> _Given instruction_
From the entries that follow, list every line in which the string "this" appears.

________

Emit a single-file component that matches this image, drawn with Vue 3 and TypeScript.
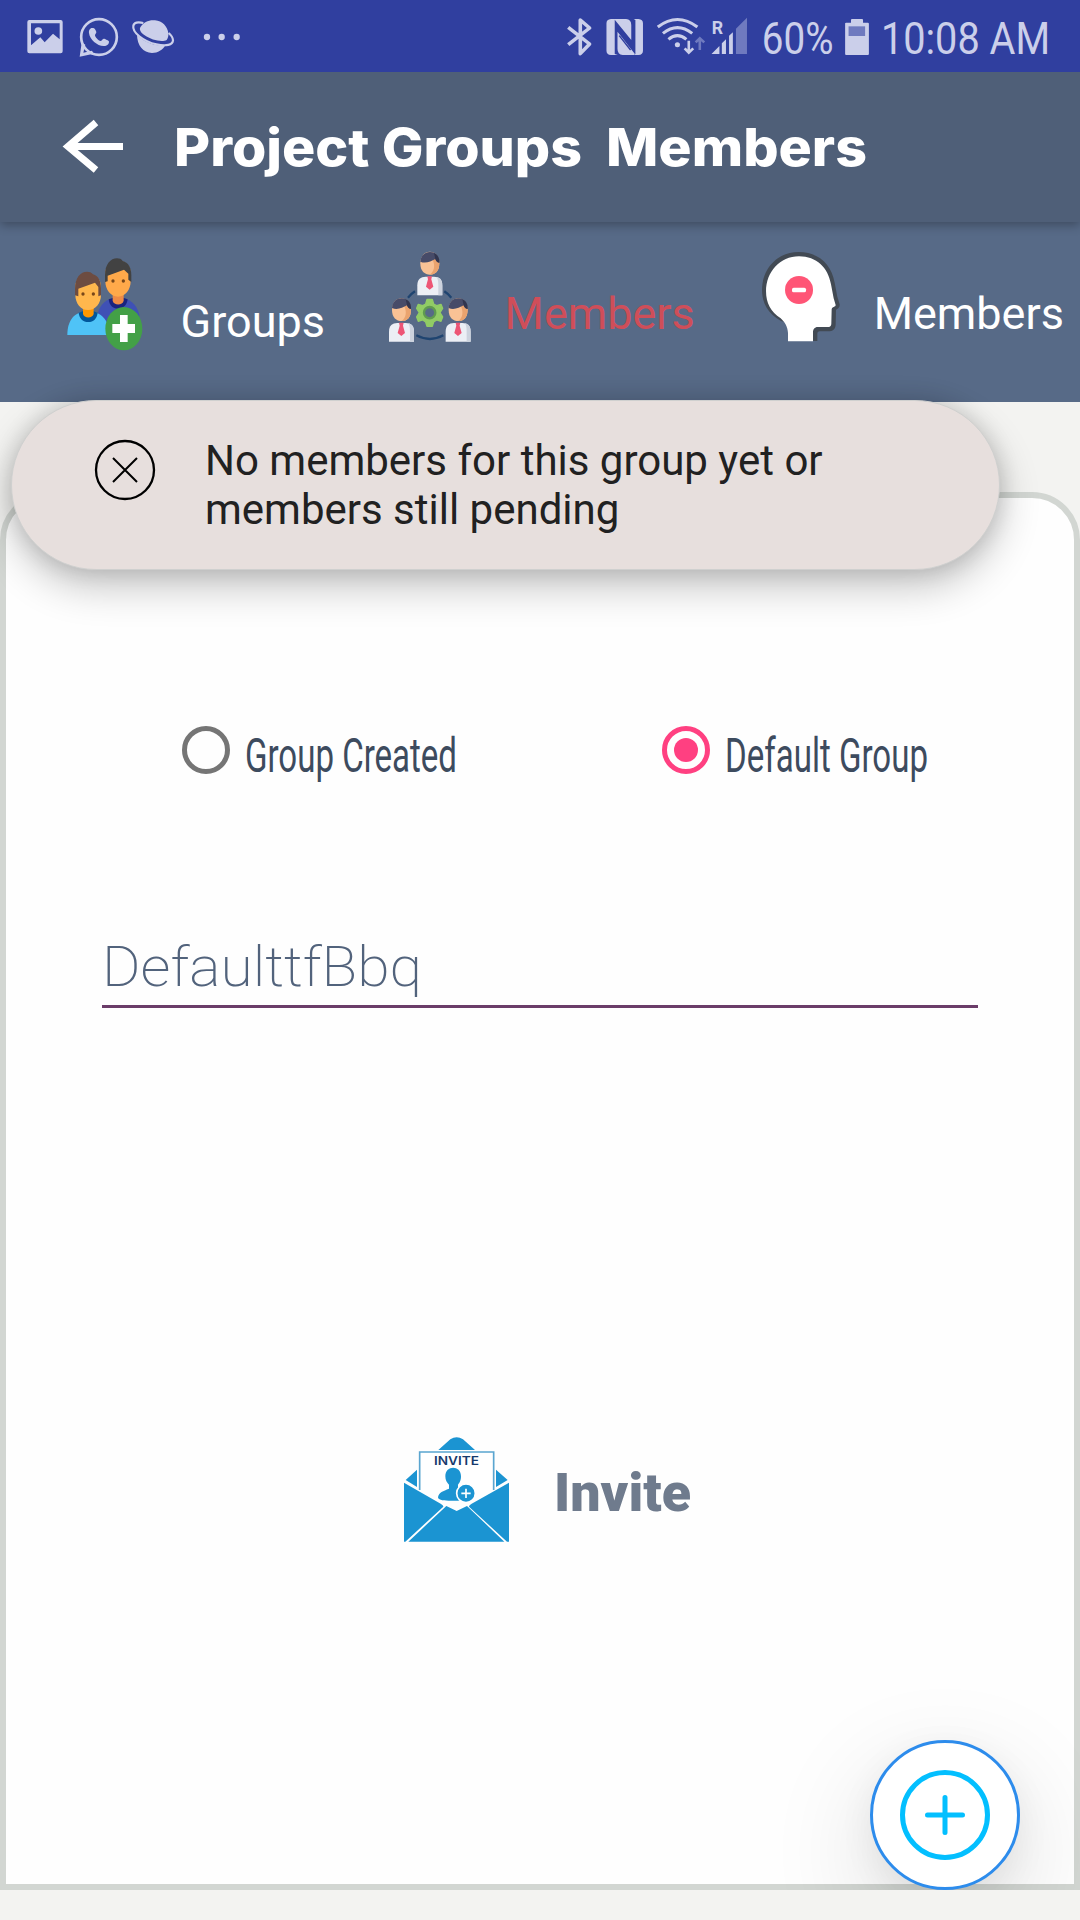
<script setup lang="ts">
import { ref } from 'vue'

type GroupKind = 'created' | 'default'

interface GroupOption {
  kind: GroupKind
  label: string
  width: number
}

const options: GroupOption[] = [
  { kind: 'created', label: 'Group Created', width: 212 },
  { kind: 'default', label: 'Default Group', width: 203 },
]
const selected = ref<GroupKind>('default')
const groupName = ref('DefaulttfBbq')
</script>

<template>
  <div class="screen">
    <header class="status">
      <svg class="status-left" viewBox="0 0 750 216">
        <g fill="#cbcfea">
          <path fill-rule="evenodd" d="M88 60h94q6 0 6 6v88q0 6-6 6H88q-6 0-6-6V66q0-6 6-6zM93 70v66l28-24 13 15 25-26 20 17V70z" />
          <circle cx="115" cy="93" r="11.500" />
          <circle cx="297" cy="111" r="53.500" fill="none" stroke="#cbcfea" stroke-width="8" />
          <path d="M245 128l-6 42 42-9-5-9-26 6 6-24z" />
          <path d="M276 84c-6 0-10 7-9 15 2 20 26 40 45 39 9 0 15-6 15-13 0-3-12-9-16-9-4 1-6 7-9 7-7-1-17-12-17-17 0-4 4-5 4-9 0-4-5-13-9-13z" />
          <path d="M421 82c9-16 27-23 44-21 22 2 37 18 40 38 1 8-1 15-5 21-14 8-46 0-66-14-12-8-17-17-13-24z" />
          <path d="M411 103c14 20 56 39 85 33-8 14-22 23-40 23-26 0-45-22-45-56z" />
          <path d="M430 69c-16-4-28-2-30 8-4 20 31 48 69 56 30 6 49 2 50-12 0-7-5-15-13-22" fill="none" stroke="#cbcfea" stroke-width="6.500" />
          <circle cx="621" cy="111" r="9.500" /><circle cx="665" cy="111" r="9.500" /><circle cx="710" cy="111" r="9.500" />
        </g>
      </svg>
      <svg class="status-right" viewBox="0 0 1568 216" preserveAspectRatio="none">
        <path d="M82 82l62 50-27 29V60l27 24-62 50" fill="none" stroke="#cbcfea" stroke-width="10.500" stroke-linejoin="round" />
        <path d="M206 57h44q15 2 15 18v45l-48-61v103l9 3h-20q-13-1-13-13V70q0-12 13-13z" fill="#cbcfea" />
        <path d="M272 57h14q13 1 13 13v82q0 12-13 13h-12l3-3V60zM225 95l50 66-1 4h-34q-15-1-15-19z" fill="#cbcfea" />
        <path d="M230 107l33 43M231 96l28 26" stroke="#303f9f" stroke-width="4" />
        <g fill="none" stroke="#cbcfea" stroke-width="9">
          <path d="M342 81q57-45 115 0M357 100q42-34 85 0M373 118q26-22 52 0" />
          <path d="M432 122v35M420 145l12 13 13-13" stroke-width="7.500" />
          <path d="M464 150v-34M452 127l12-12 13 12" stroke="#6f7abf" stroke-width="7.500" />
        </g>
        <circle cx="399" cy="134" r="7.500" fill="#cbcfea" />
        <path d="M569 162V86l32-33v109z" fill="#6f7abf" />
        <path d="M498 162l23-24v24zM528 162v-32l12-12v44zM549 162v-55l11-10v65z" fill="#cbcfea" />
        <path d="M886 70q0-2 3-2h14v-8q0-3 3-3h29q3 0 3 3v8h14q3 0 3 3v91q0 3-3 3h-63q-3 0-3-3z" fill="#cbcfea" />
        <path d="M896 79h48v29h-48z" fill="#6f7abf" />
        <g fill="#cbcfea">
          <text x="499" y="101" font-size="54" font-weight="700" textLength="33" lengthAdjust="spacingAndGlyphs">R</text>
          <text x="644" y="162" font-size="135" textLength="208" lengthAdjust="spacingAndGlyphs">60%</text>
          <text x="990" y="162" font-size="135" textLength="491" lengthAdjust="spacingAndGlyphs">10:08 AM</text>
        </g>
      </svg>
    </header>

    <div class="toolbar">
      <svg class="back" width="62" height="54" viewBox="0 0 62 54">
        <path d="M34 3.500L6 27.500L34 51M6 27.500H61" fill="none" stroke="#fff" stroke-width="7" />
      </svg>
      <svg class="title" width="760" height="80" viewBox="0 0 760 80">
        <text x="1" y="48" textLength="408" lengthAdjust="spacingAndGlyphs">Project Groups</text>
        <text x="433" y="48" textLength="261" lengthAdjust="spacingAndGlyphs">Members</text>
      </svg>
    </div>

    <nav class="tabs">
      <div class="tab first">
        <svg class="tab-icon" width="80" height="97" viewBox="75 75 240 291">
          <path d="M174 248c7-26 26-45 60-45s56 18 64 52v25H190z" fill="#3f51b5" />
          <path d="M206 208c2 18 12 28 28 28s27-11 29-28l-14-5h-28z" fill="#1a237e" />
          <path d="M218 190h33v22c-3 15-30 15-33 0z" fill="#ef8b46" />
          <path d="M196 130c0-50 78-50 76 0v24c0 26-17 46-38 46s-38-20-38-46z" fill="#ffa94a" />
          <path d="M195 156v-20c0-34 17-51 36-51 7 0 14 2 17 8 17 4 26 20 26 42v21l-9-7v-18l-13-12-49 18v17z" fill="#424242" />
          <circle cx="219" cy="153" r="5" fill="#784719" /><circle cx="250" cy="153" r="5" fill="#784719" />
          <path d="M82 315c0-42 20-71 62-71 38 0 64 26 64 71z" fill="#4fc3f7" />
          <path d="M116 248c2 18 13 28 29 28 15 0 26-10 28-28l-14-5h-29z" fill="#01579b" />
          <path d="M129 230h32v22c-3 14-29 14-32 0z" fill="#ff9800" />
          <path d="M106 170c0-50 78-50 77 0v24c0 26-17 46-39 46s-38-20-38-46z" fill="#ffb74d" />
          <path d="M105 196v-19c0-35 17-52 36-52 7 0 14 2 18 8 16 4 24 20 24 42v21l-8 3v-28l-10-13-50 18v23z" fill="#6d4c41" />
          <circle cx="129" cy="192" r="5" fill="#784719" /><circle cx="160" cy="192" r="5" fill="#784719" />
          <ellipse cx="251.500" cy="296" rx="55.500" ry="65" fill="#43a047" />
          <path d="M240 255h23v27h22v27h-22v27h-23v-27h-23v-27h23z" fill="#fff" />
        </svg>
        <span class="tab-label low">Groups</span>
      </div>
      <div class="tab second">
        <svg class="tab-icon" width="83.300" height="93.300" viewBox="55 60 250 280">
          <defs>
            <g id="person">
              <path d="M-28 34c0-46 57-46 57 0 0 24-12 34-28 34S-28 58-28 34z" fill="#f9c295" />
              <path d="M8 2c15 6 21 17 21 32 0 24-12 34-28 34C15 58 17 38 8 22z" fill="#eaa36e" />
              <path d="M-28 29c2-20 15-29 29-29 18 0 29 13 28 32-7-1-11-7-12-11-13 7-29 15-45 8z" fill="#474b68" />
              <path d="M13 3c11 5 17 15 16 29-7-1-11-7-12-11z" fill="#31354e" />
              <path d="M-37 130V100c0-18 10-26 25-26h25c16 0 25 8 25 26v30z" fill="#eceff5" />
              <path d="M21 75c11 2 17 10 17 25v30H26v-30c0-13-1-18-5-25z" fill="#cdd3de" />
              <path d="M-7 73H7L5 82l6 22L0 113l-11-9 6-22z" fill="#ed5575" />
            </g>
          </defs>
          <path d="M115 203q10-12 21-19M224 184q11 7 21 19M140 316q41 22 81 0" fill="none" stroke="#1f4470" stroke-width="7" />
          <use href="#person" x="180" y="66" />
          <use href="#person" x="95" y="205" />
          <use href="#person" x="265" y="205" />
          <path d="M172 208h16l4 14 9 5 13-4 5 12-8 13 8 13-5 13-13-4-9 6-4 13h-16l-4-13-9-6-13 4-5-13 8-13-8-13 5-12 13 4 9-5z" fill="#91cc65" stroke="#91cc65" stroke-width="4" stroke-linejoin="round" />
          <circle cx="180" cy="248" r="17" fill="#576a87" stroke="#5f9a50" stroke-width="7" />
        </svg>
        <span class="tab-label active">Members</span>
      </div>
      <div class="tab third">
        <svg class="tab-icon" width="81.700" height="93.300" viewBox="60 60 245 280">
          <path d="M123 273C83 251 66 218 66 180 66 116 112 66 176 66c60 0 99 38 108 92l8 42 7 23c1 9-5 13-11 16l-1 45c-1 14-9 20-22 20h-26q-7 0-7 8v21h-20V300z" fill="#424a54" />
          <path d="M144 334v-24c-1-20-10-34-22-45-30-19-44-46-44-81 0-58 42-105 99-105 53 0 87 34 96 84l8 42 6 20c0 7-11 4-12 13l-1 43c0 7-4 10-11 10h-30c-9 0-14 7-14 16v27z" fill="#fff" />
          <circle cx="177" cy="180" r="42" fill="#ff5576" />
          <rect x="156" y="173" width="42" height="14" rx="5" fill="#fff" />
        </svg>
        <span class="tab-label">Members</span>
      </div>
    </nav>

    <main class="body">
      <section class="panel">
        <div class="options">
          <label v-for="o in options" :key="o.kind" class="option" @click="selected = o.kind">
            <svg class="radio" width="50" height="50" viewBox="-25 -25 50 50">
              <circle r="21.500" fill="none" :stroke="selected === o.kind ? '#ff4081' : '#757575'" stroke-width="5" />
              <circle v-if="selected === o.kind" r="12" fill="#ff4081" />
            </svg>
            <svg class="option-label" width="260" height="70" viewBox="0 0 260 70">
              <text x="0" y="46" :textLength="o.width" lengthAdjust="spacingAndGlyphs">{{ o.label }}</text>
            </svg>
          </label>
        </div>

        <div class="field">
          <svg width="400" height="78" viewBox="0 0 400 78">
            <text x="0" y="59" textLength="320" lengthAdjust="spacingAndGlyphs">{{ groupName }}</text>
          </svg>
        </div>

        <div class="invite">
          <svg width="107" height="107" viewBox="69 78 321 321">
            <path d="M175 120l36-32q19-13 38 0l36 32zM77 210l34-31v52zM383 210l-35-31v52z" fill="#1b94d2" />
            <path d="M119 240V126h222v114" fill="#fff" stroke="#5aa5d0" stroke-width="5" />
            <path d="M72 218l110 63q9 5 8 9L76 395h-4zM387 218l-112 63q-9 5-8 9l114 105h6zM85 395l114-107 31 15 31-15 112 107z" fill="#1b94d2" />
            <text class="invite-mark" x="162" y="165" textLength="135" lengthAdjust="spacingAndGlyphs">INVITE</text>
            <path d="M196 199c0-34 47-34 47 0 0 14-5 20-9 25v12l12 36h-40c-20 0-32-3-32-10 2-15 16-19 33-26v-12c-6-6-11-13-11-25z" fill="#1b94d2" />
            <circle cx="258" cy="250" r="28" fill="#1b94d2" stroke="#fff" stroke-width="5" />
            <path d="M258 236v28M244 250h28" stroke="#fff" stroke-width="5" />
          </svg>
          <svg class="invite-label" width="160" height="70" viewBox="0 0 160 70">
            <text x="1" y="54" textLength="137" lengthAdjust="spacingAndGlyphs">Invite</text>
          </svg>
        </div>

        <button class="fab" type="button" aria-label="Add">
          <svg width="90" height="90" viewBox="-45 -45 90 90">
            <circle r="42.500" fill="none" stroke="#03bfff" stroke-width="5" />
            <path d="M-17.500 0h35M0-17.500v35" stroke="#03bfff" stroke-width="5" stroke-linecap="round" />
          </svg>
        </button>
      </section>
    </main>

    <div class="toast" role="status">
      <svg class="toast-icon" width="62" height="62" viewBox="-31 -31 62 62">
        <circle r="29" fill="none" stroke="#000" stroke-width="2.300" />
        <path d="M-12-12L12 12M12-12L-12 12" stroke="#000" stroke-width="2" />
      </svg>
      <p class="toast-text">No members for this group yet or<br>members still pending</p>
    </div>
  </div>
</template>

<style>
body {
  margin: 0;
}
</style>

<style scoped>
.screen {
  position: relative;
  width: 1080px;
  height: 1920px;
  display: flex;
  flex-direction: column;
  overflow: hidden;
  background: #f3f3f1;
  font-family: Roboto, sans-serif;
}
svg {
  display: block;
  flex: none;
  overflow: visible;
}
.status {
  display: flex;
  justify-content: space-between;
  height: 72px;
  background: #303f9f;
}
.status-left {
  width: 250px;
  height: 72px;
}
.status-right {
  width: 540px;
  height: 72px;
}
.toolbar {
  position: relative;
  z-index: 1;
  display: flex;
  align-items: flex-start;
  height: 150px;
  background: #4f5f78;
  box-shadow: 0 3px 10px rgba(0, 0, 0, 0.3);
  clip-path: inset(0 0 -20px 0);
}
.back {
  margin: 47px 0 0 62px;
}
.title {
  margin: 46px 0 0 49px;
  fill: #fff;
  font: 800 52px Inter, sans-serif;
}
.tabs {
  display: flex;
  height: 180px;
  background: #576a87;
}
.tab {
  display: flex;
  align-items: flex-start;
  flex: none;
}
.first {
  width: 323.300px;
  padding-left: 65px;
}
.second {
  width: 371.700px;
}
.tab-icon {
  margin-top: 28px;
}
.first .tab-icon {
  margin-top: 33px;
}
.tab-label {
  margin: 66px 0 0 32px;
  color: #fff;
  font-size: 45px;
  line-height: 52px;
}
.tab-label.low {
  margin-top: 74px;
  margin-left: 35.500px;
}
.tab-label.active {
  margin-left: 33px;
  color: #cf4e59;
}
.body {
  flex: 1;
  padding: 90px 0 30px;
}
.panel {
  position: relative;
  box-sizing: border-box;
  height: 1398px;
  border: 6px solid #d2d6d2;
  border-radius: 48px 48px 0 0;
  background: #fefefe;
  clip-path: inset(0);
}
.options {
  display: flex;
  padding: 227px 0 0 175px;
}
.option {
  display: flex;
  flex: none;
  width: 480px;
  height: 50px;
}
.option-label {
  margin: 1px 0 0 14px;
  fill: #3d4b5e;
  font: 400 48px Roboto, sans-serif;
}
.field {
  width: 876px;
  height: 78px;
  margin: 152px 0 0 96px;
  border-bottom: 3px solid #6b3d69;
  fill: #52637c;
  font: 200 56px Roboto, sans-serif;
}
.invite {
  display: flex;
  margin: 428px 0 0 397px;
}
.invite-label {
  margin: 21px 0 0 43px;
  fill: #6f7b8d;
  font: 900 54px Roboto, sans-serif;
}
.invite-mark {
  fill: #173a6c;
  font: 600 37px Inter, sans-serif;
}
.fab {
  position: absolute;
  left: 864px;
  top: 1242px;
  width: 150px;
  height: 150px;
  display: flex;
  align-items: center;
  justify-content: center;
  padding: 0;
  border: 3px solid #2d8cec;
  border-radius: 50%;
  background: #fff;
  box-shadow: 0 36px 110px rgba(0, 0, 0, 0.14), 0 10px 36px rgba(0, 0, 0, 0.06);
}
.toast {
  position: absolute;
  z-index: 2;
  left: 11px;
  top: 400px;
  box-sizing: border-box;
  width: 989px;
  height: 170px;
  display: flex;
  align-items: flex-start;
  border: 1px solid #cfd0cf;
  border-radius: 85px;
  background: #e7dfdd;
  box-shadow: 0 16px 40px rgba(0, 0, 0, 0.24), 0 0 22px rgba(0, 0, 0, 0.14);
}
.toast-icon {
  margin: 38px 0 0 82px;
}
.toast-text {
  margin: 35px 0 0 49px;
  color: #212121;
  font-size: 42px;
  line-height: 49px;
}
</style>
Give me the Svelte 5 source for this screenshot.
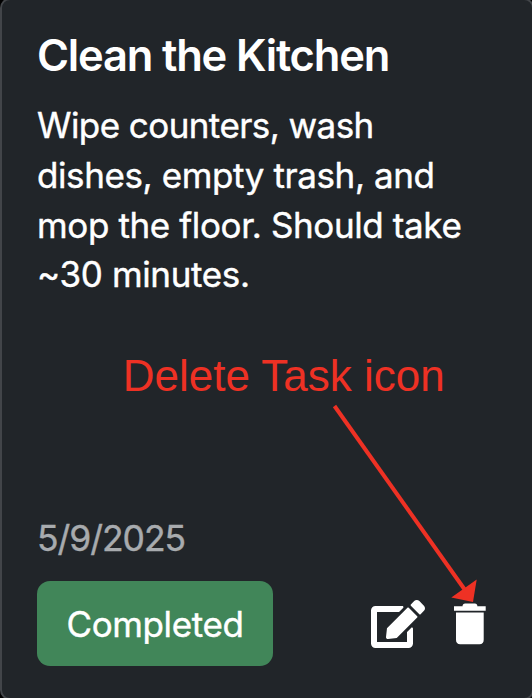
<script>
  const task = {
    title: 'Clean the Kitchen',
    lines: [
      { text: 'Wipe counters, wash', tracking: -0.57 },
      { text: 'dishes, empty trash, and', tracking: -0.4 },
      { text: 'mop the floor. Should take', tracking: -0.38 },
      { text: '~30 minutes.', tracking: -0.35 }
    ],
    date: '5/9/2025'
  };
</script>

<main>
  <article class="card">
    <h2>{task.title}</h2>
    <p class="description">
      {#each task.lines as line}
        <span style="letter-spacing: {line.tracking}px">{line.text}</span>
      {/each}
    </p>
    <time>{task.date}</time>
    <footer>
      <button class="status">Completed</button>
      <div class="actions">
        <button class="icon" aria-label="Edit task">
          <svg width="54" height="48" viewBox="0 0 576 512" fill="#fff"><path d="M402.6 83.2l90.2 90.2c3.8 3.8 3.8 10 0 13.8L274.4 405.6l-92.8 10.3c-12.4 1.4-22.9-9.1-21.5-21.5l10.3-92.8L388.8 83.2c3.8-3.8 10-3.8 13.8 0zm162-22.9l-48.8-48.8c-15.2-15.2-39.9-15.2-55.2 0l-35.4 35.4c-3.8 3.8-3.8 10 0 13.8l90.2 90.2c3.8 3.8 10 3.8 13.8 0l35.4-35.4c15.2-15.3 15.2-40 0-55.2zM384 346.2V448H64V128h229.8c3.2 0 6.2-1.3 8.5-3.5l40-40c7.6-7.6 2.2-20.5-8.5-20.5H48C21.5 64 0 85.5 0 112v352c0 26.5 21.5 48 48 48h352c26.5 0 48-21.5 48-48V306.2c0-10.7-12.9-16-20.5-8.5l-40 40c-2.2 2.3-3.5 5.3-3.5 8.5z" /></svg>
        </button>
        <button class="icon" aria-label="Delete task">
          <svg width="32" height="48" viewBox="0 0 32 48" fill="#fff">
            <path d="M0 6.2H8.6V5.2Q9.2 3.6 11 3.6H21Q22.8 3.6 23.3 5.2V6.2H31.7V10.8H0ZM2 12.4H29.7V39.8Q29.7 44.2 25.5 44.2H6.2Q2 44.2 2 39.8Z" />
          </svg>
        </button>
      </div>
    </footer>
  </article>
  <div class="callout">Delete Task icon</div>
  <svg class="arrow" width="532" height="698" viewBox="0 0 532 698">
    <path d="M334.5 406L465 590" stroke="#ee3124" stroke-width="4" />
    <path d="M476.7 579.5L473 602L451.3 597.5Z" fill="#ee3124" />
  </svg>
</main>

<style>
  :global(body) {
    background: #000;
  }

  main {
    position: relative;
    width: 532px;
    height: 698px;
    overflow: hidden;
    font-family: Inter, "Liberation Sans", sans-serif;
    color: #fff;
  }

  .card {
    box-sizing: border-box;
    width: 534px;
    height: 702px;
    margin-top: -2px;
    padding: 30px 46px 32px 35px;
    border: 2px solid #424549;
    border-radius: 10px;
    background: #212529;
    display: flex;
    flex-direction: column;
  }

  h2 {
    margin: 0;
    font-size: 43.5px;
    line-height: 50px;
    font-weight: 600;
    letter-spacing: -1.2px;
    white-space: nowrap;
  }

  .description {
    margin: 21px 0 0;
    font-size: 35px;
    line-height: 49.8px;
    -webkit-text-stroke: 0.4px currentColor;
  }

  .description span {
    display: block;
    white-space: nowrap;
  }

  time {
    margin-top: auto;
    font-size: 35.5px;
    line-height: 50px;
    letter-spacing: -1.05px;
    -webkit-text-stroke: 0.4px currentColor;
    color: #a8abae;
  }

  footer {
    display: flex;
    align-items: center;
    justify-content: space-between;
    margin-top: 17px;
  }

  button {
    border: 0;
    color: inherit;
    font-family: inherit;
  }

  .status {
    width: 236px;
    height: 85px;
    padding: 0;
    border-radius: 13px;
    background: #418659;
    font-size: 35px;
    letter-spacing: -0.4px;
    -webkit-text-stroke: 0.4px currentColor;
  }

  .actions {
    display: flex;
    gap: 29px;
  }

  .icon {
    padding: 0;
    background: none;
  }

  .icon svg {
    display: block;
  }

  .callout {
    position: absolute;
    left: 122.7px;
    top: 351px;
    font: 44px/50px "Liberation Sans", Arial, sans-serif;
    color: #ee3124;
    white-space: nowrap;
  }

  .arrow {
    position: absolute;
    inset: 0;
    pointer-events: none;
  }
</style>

________

> _Output of the task_
Emit a single-file component that matches this image, drawn with Vue 3 and TypeScript.
      <p class="toast-text">No members for this group yet or<br>members still pending</p>
Give me the Svelte 5 source for this screenshot.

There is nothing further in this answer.